ScheduleOld < BDC

Lectures and Readings (Big Data Computing, 2018)

Friday, March 2 - Course introduction and overview. The four V's of big data. Volume: how big is "big"? What can we do with big data? How can we program big data systems? Velocity: what can we compute if we cannot even store the input?

Slides with course introduction
Nice reading: the sexiest job of the 21st century

Friday, March 9 - Processing data on disk: the external memory model (Aggarwal & Vitter): parameters M and B. Fundamental external memory bounds: scan and sort. Data permutation: I/O-analysis of the naive linear-time algorithm, scan&sort algorithm. Sorting data on disk: 2-way mergesort, I/O analysis.

External memory: introductory slides
Notes on scan&sort permutation algorithm, binary mergesort I/O analysis
K. Mehlhorn, P. Sanders. Algorithms and data structures: The basic toolbox, 2009, Chapter 5 (Sorting and selection), Section 7 (without sample sort). On-line version.

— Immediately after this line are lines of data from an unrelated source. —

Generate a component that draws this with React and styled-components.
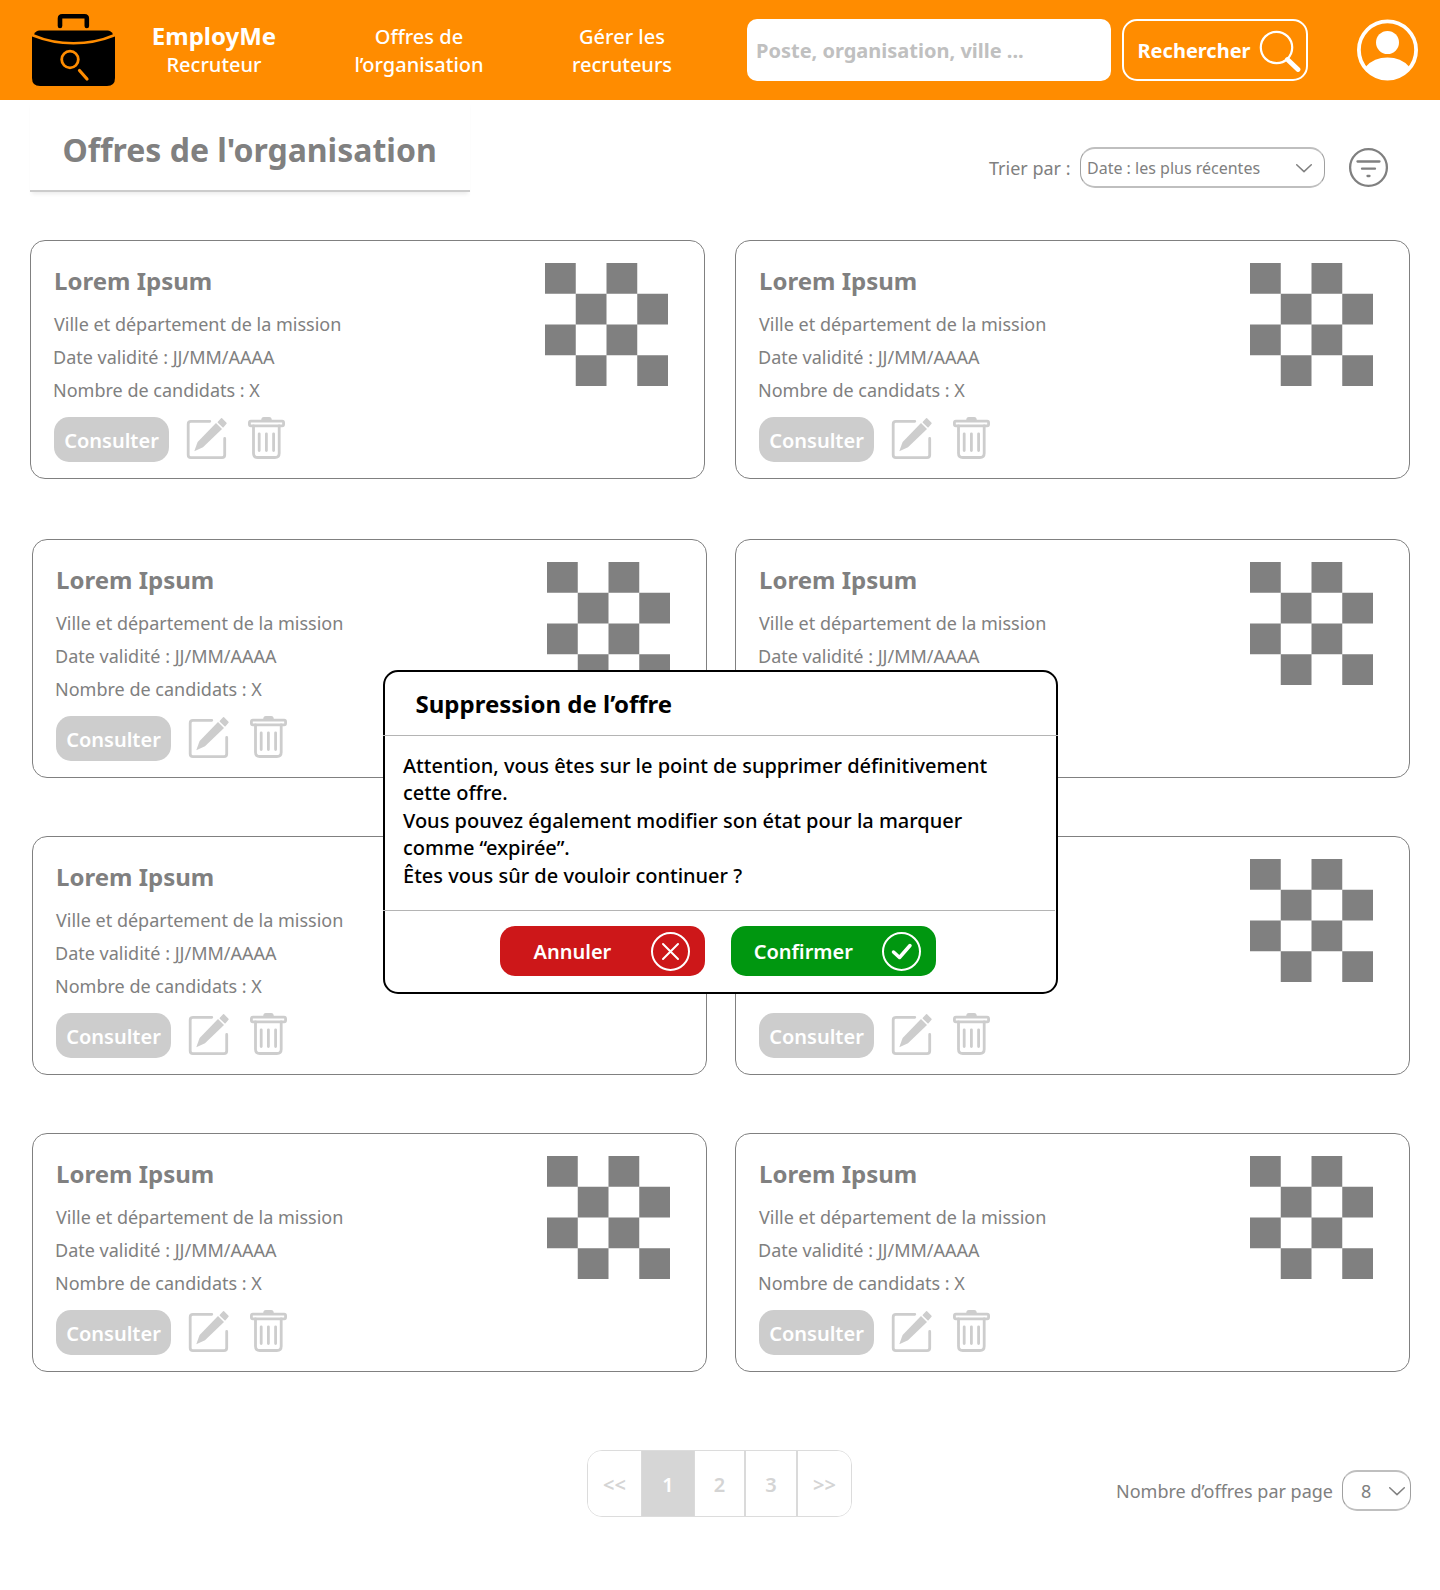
import React from "react";
import styled, { createGlobalStyle } from "styled-components";

const GlobalStyle = createGlobalStyle`
  *, *::before, *::after { box-sizing: border-box; }
  body { margin: 0; background: #fff; font-family: "Noto Sans", sans-serif; color: #808080; }
  h1, h2, p { margin: 0; }
  button, input { font-family: inherit; margin: 0; }
  svg { display: block; flex: none; }
`;

const Page = styled.div`
  position: relative;
  width: 1440px;
  height: 1590px;
  overflow: hidden;
`;

const Header = styled.header`
  display: flex;
  height: 100px;
  padding-left: 32px;
  background: #ff8c00;
  color: #fff;
`;

const Logo = styled.svg`
  margin-top: 14px;
`;

const Brand = styled.div`
  width: 160px;
  margin-left: 19px;
  padding-top: 21px;
  text-align: center;
  font-size: 20px;
  font-weight: 500;
  line-height: 28px;
`;

const BrandName = styled.div`
  height: 30px;
  font-size: 24px;
  font-weight: 700;
  line-height: 29px;
`;

const NavLink = styled.a`
  width: 160px;
  margin-left: ${(p) => p.$gap}px;
  padding-top: 23px;
  text-align: center;
  font-size: 20px;
  font-weight: 500;
  line-height: 28px;
`;

const SearchInput = styled.input`
  width: 364px;
  height: 62px;
  margin: 19px 0 0 45px;
  padding: 0 9px;
  border: 0;
  border-radius: 10px;
  background: #fff;
  font-size: 20px;
  font-weight: 700;
  &::placeholder { color: #c0c0c0; opacity: 1; }
`;

const SearchButton = styled.button`
  display: flex;
  align-items: center;
  width: 186px;
  height: 62px;
  margin: 19px 49px 0 11px;
  padding: 1px 5px 0 13.5px;
  border: 2px solid #fff;
  border-radius: 15px;
  background: none;
  color: #fff;
  font-size: 20px;
  font-weight: 700;
  justify-content: space-between;
`;

const Avatar = styled.svg`
  margin-top: 19px;
`;

const Toolbar = styled.div`
  display: flex;
  align-items: flex-start;
  height: 140px;
  padding-left: 30px;
`;

const Title = styled.h1`
  width: 440px;
  height: 92px;
  padding: 28px 0 0 32.5px;
  border-bottom: 2px solid #ccc;
  box-shadow: 0 4px 4px -2px rgba(0, 0, 0, 0.08);
  font-size: 32px;
  font-weight: 700;
  line-height: 43px;
`;

const SortLabel = styled.span`
  width: 91px;
  margin: 56px 0 0 519px;
  font-size: 18px;
  line-height: 25px;
`;

const SortSelect = styled.div`
  display: flex;
  align-items: center;
  justify-content: space-between;
  width: 245px;
  height: 41px;
  margin: 47px 23px 0 0;
  padding: 1px 12px 0 6px;
  border: 1px solid #a0a0a0;
  border-width: 2px 1px;
  border-top-color: #bfbfbf;
  border-bottom-color: #bfbfbf;
  border-radius: 15px;
  font-size: 16px;
`;

const FilterIcon = styled.svg`
  margin-top: 47px;
`;

const Board = styled.main`
  display: flex;
  gap: 28px;
  padding-left: 30px;
`;

const Column = styled.div`
  display: flex;
  flex-direction: column;
  gap: 58px;
  width: 677px;
`;

const Card = styled.article`
  display: flex;
  justify-content: space-between;
  width: 675px;
  height: 239px;
  margin-left: ${(p) => p.$shift}px;
  margin-bottom: ${(p) => (p.$first ? 2 : 0)}px;
  padding: 22px 36px 0 22px;
  border: 1px solid #808080;
  border-radius: 15px;
`;

const Details = styled.div`
  display: flex;
  flex-direction: column;
`;

const CardTitle = styled.h2`
  margin: 1px 0 11px 1px;
  font-size: 24px;
  font-weight: 700;
  line-height: 33px;
`;

const Line = styled.p`
  font-size: 18px;
  line-height: 33px;
  padding-left: ${(p) => p.$indent || 0}px;
`;

const Actions = styled.div`
  display: flex;
  margin: 10px 0 0 1px;
`;

const ConsultButton = styled.button`
  width: 115px;
  height: 45px;
  padding: 2px 0 0;
  border: 0;
  border-radius: 15px;
  background: #cdcdcd;
  color: #fff;
  font-size: 20px;
  font-weight: 600;
`;

const EditGlyph = styled.svg`
  margin-left: 17px;
`;

const TrashGlyph = styled.svg`
  margin-left: 20px;
`;

const Footer = styled.footer`
  display: flex;
  padding: 78px 0 0 587px;
`;

const Pager = styled.nav`
  display: flex;
  width: 265px;
  height: 67px;
  border: 1px solid #dcdcdc;
  border-radius: 15px;
  overflow: hidden;
`;

const PageCell = styled.span`
  display: flex;
  align-items: center;
  justify-content: center;
  width: ${(p) => p.$w}px;
  padding-top: 1px;
  border-right: ${(p) => p.$line || 0}px solid #dadada;
  background: ${(p) => (p.$active ? "#d6d6d6" : "#fff")};
  color: ${(p) => (p.$active ? "#fff" : "#d4d4d4")};
  font-size: 20px;
  font-weight: 600;
`;

const PerPageLabel = styled.span`
  width: 226px;
  margin: 29px 0 0 264px;
  font-size: 18px;
  line-height: 25px;
`;

const PerPageSelect = styled.div`
  display: flex;
  align-items: center;
  justify-content: space-between;
  width: 69px;
  height: 41px;
  margin-top: 20px;
  padding: 1px 5px 0 18px;
  border: 1px solid #a0a0a0;
  border-width: 2px 1px;
  border-top-color: #bfbfbf;
  border-bottom-color: #bfbfbf;
  border-radius: 15px;
  font-size: 18px;
`;

const Dialog = styled.section`
  position: absolute;
  left: 383px;
  top: 670px;
  width: 675px;
  height: 324px;
  border: 2px solid #000;
  border-radius: 15px;
  background: #fff;
  color: #000;
`;

const DialogTitle = styled.h2`
  height: 64px;
  margin: 0 -2px;
  padding: 15px 0 0 32.5px;
  border-bottom: 1px solid #b4b4b4;
  font-size: 24px;
  font-weight: 700;
  line-height: 33px;
`;

const DialogBody = styled.div`
  height: 175px;
  margin: 0 1px 0 -2px;
  padding: 15.75px 0 0 20px;
  border-bottom: 1px solid #b4b4b4;
  font-size: 20px;
  font-weight: 500;
  line-height: 27.5px;
`;

const DialogActions = styled.div`
  display: flex;
  gap: 26px;
  padding: 15px 0 0 115px;
`;

const DialogButton = styled.button`
  display: flex;
  align-items: center;
  justify-content: space-between;
  width: 205px;
  height: 50px;
  padding: 0 15px 0 ${(p) => p.$pad}px;
  border: 0;
  border-radius: 15px;
  background: ${(p) => p.$bg};
  color: #fff;
  font-size: 20px;
  font-weight: 600;
`;

const Chevron = () => (
  <svg width="16" height="9" viewBox="0 0 16 9" fill="none" stroke="#808080" strokeWidth="1.5">
    <path d="M.7.8 8 7.6 15.3.8" strokeLinecap="round" strokeLinejoin="round" />
  </svg>
);

const Checker = () => (
  <svg width="123" height="123" viewBox="0 0 4 4" fill="#808080">
    <path d="M0 0h1v1H0zM2 0h1v1H2zM1 1h1v1H1zM3 1h1v1H3zM0 2h1v1H0zM2 2h1v1H2zM1 3h1v1H1zM3 3h1v1H3z" />
  </svg>
);

const Edit = () => (
  <EditGlyph width="42" height="45" viewBox="0 0 42 45" fill="none">
    <path d="M23.8 4.300H5Q2.200 4.300 2.200 7V38Q2.200 40.700 5 40.700H36Q38.700 40.700 38.700 38V21.500" stroke="#cdcdcd" strokeWidth="2.800" strokeLinecap="round" />
    <path d="M30 6 36 12 17 30.300 8.300 34.200 11.600 25Z" fill="#cdcdcd" />
    <path d="M35.600 1.700 40 6.300 37 9.700 32.300 5.200Z" fill="#cdcdcd" stroke="#cdcdcd" strokeWidth="1.400" strokeLinejoin="round" />
  </EditGlyph>
);

const Trash = () => (
  <TrashGlyph width="37" height="45" viewBox="0 0 37 45" fill="none" stroke="#cdcdcd" strokeWidth="2.800" strokeLinecap="round" strokeLinejoin="round">
    <rect x="1.400" y="4.200" width="34.200" height="4.600" rx="1.500" />
    <path d="M5.500 9V36.200Q5.500 40.500 9.800 40.500H26.800Q31.200 40.500 31.200 36.200V9M11.200 16.800V33.500M18.400 16.800V33.500M25.600 16.800V33.500" />
    <path d="M14.600 2.600Q14.800 1.500 15.700 1.500H21.300Q22.200 1.500 22.400 2.600" />
  </TrashGlyph>
);

const Offer = ({ shift, first }) => (
  <Card $shift={shift} $first={first}>
    <Details>
      <CardTitle>Lorem Ipsum</CardTitle>
      <Line $indent={1}>Ville et département de la mission</Line>
      <Line>Date validité : JJ/MM/AAAA</Line>
      <Line>Nombre de candidats : X</Line>
      <Actions>
        <ConsultButton>Consulter</ConsultButton>
        <Edit />
        <Trash />
      </Actions>
    </Details>
    <Checker />
  </Card>
);

export default function App() {
  return (
    <Page>
      <GlobalStyle />
      <Header>
        <Logo width="83" height="72" viewBox="0 0 83 72" fill="none">
          <path d="M28 12V4.500Q28 2.300 30.200 2.300H52.600Q54.800 2.300 54.800 4.500V12" stroke="#000" strokeWidth="4.600" strokeLinecap="round" />
          <path d="M2 20.200Q4 16.500 7.500 16.500H75.500Q79 16.500 81 20.200Q63 28 41.500 28T2 20.200Z" fill="#000" />
          <path d="M0 22.500Q20 30.500 41.500 30.500T83 22.500V64Q83 72 75 72H8Q0 72 0 64Z" fill="#000" />
          <circle cx="38" cy="45.500" r="8.300" stroke="#ff8c00" strokeWidth="2.800" />
          <path d="M47.500 56.500 55 65" stroke="#ff8c00" strokeWidth="3.200" strokeLinecap="round" />
        </Logo>
        <Brand>
          <BrandName>EmployMe</BrandName>
          Recruteur
        </Brand>
        <NavLink $gap={45}>
          Offres de
          <br />
          l’organisation
        </NavLink>
        <NavLink $gap={43}>
          Gérer les
          <br />
          recruteurs
        </NavLink>
        <SearchInput placeholder="Poste, organisation, ville ..." />
        <SearchButton>
          Rechercher
          <svg width="42" height="42" viewBox="0 0 42 42" fill="none" stroke="#fff" strokeLinecap="round">
            <circle cx="17.500" cy="17.500" r="15.700" strokeWidth="2.200" />
            <path d="M28.500 29.500 39 39.500" strokeWidth="4.800" />
          </svg>
        </SearchButton>
        <Avatar width="61" height="62" viewBox="0 0 61 62">
          <circle cx="30.500" cy="31" r="28.600" fill="none" stroke="#fff" strokeWidth="3.800" />
          <circle cx="30.500" cy="23.500" r="11.500" fill="#fff" />
          <path d="M9 47.500Q17 38.500 30.500 38.500T52 47.500Q44 60 30.500 60T9 47.500Z" fill="#fff" />
        </Avatar>
      </Header>
      <Toolbar>
        <Title>Offres de l'organisation</Title>
        <SortLabel>Trier par :</SortLabel>
        <SortSelect>
          Date : les plus récentes
          <Chevron />
        </SortSelect>
        <FilterIcon width="41" height="41" viewBox="0 0 41 41" fill="none" stroke="#808080" strokeWidth="2.300" strokeLinecap="round">
          <circle cx="20.500" cy="20.500" r="18.400" />
          <path d="M9.500 14.500h22M14 21.700h13M19.500 29h2" />
        </FilterIcon>
      </Toolbar>
      <Board>
        <Column>
          <Offer shift={0} first />
          <Offer shift={2} />
          <Offer shift={2} />
          <Offer shift={2} />
        </Column>
        <Column>
          <Offer shift={0} first />
          <Offer shift={0} />
          <Offer shift={0} />
          <Offer shift={0} />
        </Column>
      </Board>
      <Footer>
        <Pager>
          <PageCell $w={54} $line={1}>&lt;&lt;</PageCell>
          <PageCell $w={53} $line={1} $active>1</PageCell>
          <PageCell $w={51} $line={2}>2</PageCell>
          <PageCell $w={52} $line={2}>3</PageCell>
          <PageCell $w={53}>&gt;&gt;</PageCell>
        </Pager>
        <PerPageLabel>Nombre d’offres par page</PerPageLabel>
        <PerPageSelect>
          8
          <Chevron />
        </PerPageSelect>
      </Footer>
      <Dialog role="dialog">
        <DialogTitle>Suppression de l’offre</DialogTitle>
        <DialogBody>
          Attention, vous êtes sur le point de supprimer définitivement
          <br />
          cette offre.
          <br />
          Vous pouvez également modifier son état pour la marquer
          <br />
          comme “expirée”.
          <br />
          Êtes vous sûr de vouloir continuer ?
        </DialogBody>
        <DialogActions>
          <DialogButton $bg="#cd1719" $pad={33.5}>
            Annuler
            <svg width="39" height="39" viewBox="0 0 39 39" fill="none" stroke="#fff" strokeWidth="2" strokeLinecap="round">
              <circle cx="19.500" cy="19.500" r="18.500" />
              <path d="M12 12 27 27M27 12 12 27" />
            </svg>
          </DialogButton>
          <DialogButton $bg="#009710" $pad={22.7}>
            Confirmer
            <svg width="39" height="39" viewBox="0 0 39 39" fill="none" stroke="#fff" strokeLinecap="round" strokeLinejoin="round">
              <circle cx="19.500" cy="19.500" r="18.500" strokeWidth="2" />
              <path d="M11.500 20 17.500 25.500 28 13.500" strokeWidth="3.500" />
            </svg>
          </DialogButton>
        </DialogActions>
      </Dialog>
    </Page>
  );
}
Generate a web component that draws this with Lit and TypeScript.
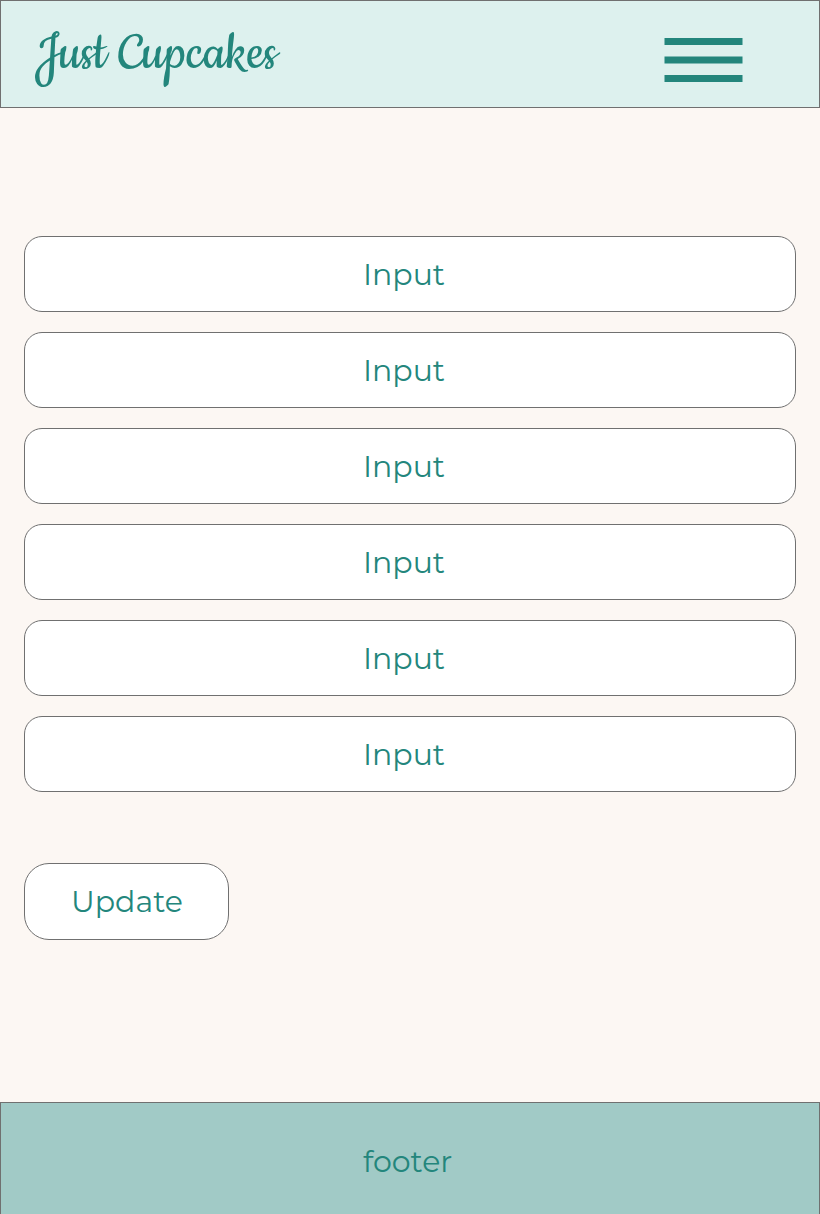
import { LitElement, html, css } from "lit";
import { customElement } from "lit/decorators.js";

@customElement("app-root")
export class AppRoot extends LitElement {
  static styles = css`
    :host { display: flex; flex-direction: column; height: 1214px; box-sizing: border-box; overflow: hidden; background: #fcf7f3; color: #23867c; font: 30px/38px "Montserrat", "Open Sans", sans-serif; }
    * { box-sizing: border-box; }
    header { height: 108px; flex: none; display: flex; justify-content: space-between; align-items: flex-start; background: #ddf1ee; border: 1px solid #707070; padding: 17px 76px 0 34px; }
    .logo { font: 60px/72px "Cookie", "Liberation Serif", cursive; white-space: nowrap; }
    .menu { display: block; width: 79px; height: 44px; margin-top: 20px; fill: currentColor; }
    form { flex: 1; display: flex; flex-direction: column; align-items: flex-start; gap: 20px; padding: 128px 24px 0; }
    .field { width: 100%; height: 76px; border: 1px solid #707070; border-radius: 18px; background: #fff; padding: 19px 0 0 338px; }
    .update { height: 77px; width: 205px; margin-top: 51px; border: 1px solid #707070; border-radius: 25px; background: #fff; padding: 19px 0 0 46px; }
    footer { height: 112px; flex: none; background: #a1cac6; border: 1px solid #707070; border-bottom: 0; padding: 40px 0 0 362px; }
  `;
  render() {
    return html`
      <header>
        <div class="logo">Just Cupcakes</div>
        <svg class="menu" viewBox="0 0 79 44"><rect x=".5" width="78" height="7"/><rect x=".5" y="18.5" width="78" height="7"/><rect x=".5" y="37" width="78" height="7"/></svg>
      </header>
      <form>
        ${Array.from({ length: 6 }, () => html`<div class="field">Input</div>`)}
        <div class="update">Update</div>
      </form>
      <footer>footer</footer>
    `;
  }
}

Monday, March 12 - A key inefficiency of 2-way mergesort. k-way mergesort, with full analysis. Hints for an efficient implementation. The 1TB sorting problem: can we do more than one pass? A back of the envelope calculation.

Notes on k-way mergesort
K. Mehlhorn, P. Sanders. Algorithms and data structures: The basic toolbox, 2009, Chapter 5 (Sorting and selection), Section 7 (without sample sort). On-line version.

Friday, March 16 - Spatial and temporal locality. Case study: matrix multiplication. Number of I/Os of the standard algorithm. Reuse distance. Data layout and blocking. Blocked iterative matrix multiplication. I/O-optimal recursive implementation.

C. Demetrescu and I. Finocchi: notes on blocked matrix multiplication: iterative algorithm.
Divide-and-conquer algorithm by Vitter & Shriver (only Section 7, matrix multiplication).
You can now answer Question 1 of last year's midterm

Monday, March 19 - MapReduce: stable storage, distributed file system, programming model (data as key-value pairs, map/reduce functions, wordcount example).

Dean & Ghemawat, MapReduce: Simplified Data Processing on Large Clusters, OSDI 2004 paper
MapReduce programming model: slides

Friday, March 23 - Hands-on class. Introduction to Hadoop, configuration, context, mapper and reducer classes, basic writable types (Text, IntWritable, LongWritable). Implementing WordCount.

Wordcount implementation, data sets, how-to-run notes
Hadoop: slides
If you want to avoid installing Hadoop on your platform (or want to do that later), you can use the LXLE virtual machine (file size: 4GB). This requires VirtualBox, which is available on the Oracle website.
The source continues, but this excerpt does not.